Even a vessel as large as the showboat was not without problems while cruising the lake. In August Captain Stafford called upon local authorities to stop the practice by speedboat operators who found amusement in following the showboat on its midnight cruise and flashing their searchlights into the boat and blinding the pilot. On the night of August 8th, Constable Sullivan apprehended two youths using mirrors to focus a spotlight on the showboat. The two, who were never identified, agreed to stop and were released by the authorities.

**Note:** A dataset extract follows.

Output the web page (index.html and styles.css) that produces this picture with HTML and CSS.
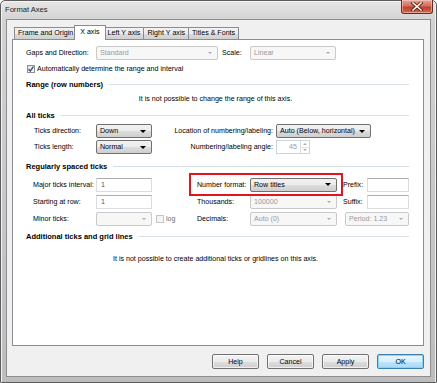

After the 1937 season was over the Horicon was called upon one more time, though not to cruise the lake with dancing and live entertainment. In December, the steamboat Mohican ran aground near Baldwin on the north end of the lake while towing the steamer Sagamore. Little did they realize that this trip would be the last that the showboat would make on the lake. That next summer Captain Stafford announced that the Horicon would not operate on the lake that year. This decision left only the Mohican to serve Lake George, which would continue to make daily trips from Lake George Village to the camps and communities on the lake.
In the fall of 1939, the Horicon was sold for $5,000 to a scrap yard in Troy, NY ending the showboat era on Lake George. During each of the five summers that the showboat cruised the lake, countless residents and seasonal visitors enjoyed first-class music and entertainment. With this change, many of the local restaurants and hotels stepped in to offer the same level of entertainment.